Last week, I published a portion of my interview with MoveOn.org president Justin Ruben, where he singled-out Virginia Sen. Mark Warner for what he called "shameful" votes on gun legislation.
Ruben also talked about the difference between the two party's primary electorates and the third rail issue of Social Security. Then there's what he wouldn't say about Hillary Clinton that was of note.
Here's the rest of the conversation:
Catanese: Do you think the gun control vote will be a litmus test vote for all candidates going forward?
Ruben: Our members are absolutely appalled at the vote in the Senate and the fact that even after the horrific violence in Newtown, that the most common sense reforms are beyond the reach of the Senate due to the cowardice of too many U.S. Senators and the influence of the gun lobby. Our members are beyond livid. [They're] sad, angry, frustrated and outraged across the country.
Catanese: Do you feel the same way about that [Sen. Warner] is willing to cooperate with the president on entitlement cuts, particularly Social Security?
Ruben: Yeah, I mean, more broadly, I think that debate is still playing out. I think our members are super passionate about protecting Social Security. There's been a ton of grassroot progressive energy on it. I think this is in particular an issue, where the politicians in Washington are in a little bit of a bubble, a serious bubble, if they think that voters don't care that they're going to cut Social Security. Any Democrat who is voting to cut Social Security benefits is probably kissing his or her presidential aspirations goodbye.
Catanese: So you think Social Security cuts and gun control legislation will still be resonant issues come 2015-2016?
Ruben: I think so. I tend to stay away from prognostication . . . but we've seen on the right how the right-wing base, some of these key votes have resonance for years.

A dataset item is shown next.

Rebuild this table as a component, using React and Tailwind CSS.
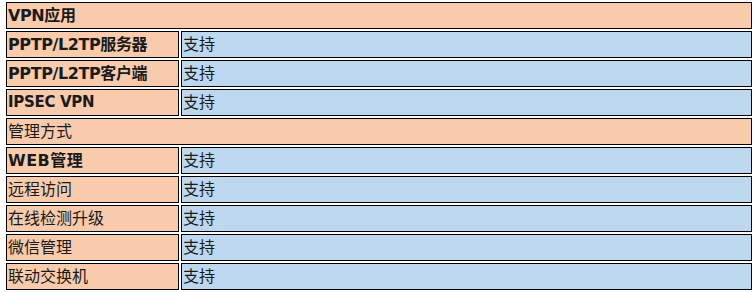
import React from "react";

const rows = [
  { type: "head", label: "VPN应用", bold: true },
  { label: "PPTP/L2TP服务器", bold: true, value: "支持", cls: "tracking-[-0.4px]" },
  { label: "PPTP/L2TP客户端", bold: true, value: "支持", cls: "tracking-[-0.4px]" },
  { label: "IPSEC VPN", bold: true, value: "支持", cls: "text-[15px] tracking-[-0.3px]" },
  { type: "head", label: "管理方式" },
  { label: "WEB管理", bold: true, value: "支持", cls: "tracking-[0.5px]" },
  { label: "远程访问", value: "支持" },
  { label: "在线检测升级", value: "支持" },
  { label: "微信管理", value: "支持" },
  { label: "联动交换机", value: "支持" },
];

export default function App() {
  return (
    <div className="w-[755px] h-[292px] bg-white overflow-hidden">
      <table
        className="ml-[4px] w-[750px] border-separate border-spacing-[2px] text-[16px] text-[#1a1a1a]"
        style={{ fontFamily: '"DejaVu Sans", "Noto Sans CJK SC", sans-serif' }}
      >
        <colgroup>
          <col className="w-[173px]" />
          <col />
        </colgroup>
        <tbody>
          {rows.map((r, i) =>
            r.type === "head" ? (
              <tr key={i}>
                <td
                  colSpan={2}
                  className={`h-[27px] p-0 pl-[1px] border border-black bg-[#F8CBAD] align-middle leading-[25px] ${r.bold ? "font-bold tracking-[-0.4px]" : "font-normal"}`}
                >
                  {r.label}
                </td>
              </tr>
            ) : (
              <tr key={i}>
                <td
                  className={`h-[27px] p-0 pl-[1px] border border-black bg-[#F8CBAD] align-middle leading-[25px] whitespace-nowrap ${r.bold ? "font-bold" : "font-normal"} ${r.cls || ""}`}
                >
                  {r.label}
                </td>
                <td className="h-[27px] p-0 pl-[1px] border border-black bg-[#BDD7EE] align-middle leading-[25px]">
                  {r.value}
                </td>
              </tr>
            )
          )}
        </tbody>
      </table>
    </div>
  );
}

The vote for Obamacare, right. When people at the grassroots are passionate about something, the impact of a single vote can resonate for a long time. And it certainly seems like people are just sort of stunned that after Newtown, the NRA still has a lock on our national politics.
Catanese: You mention these votes still resonate on the right, one vote. The right obviously has tons of primaries. Is there a reason it's not the same on the left, just looking back at cycles. There doesn't seem like there's much of a challenge from the left to the establishment, in many of these House or Senate races. Is that a different mindset or approach as far as tactics, as far as not going after the establishment Dems as much as the right goes after the establishment Republicans?
Ruben: There are definitely different dynamics in the Democratic and Republican primary electorate. One of those dynamics is, from the polling I've seen, the Republican primary electorate, those folks really can't stand politicians. There are primaries where a house plant could win, at least have a decent shot, if it wasn't from Washington. They made the primaries more volatile. That being said, levels of disgust with Washington across the board are reaching basically unheard of heights right now. I think as that disgust with Washington reaches kind of stratospheric heights, it seems perfectly plausible to imagine the Democratic primary electorate might start acting like the Republican primary electorate.
Catanese: I was curious what you made of some of the other progressive groups the other day, that PCCC (Progressive Change Campaign Committee) and DFA (Democracy for America) praised Elizabeth Warren, saying she would make a good alternative, if Hillary Clinton doesn't come out against Social Security cuts. You wouldn't go that far?
Ruben: We're not speaking out on individual candidates, just because our members haven't weighed in. We have a process for that. What I will say about Elizabeth Warren is she's proving to be a real fighter and our members raised a million dollars to support her candidacy and that's what they were hoping for. And so, people are excited to see somebody who promises to go to Washington and take up the fight and actually does it.
Catanese: And what do you think about Hillary Clinton's record.
Ruben: I don't want to comment on that. We have a long history. We worked with Sen. Clinton on tons of stuff, going all the way back to our founding, impeachment.
Catanese: But do you think she's a progressive?
Ruben: Yeah, I think I don't want to be drawn in to sort of pronouncing on different people because I'll end up outside the mandate that I have from our members.
Catanese: But the hesitancy is, you'll let your members weigh in first before you start speaking more specifically?
Ruben: That's our plan. We might advocate one way or another with candidates on particular issues but pronouncing 'Is this person a progressive?' I'm trying to be careful about that. That gets into tipping our hat one way or another. That's something I definitely don't want to do until our members have had a chance to weigh in.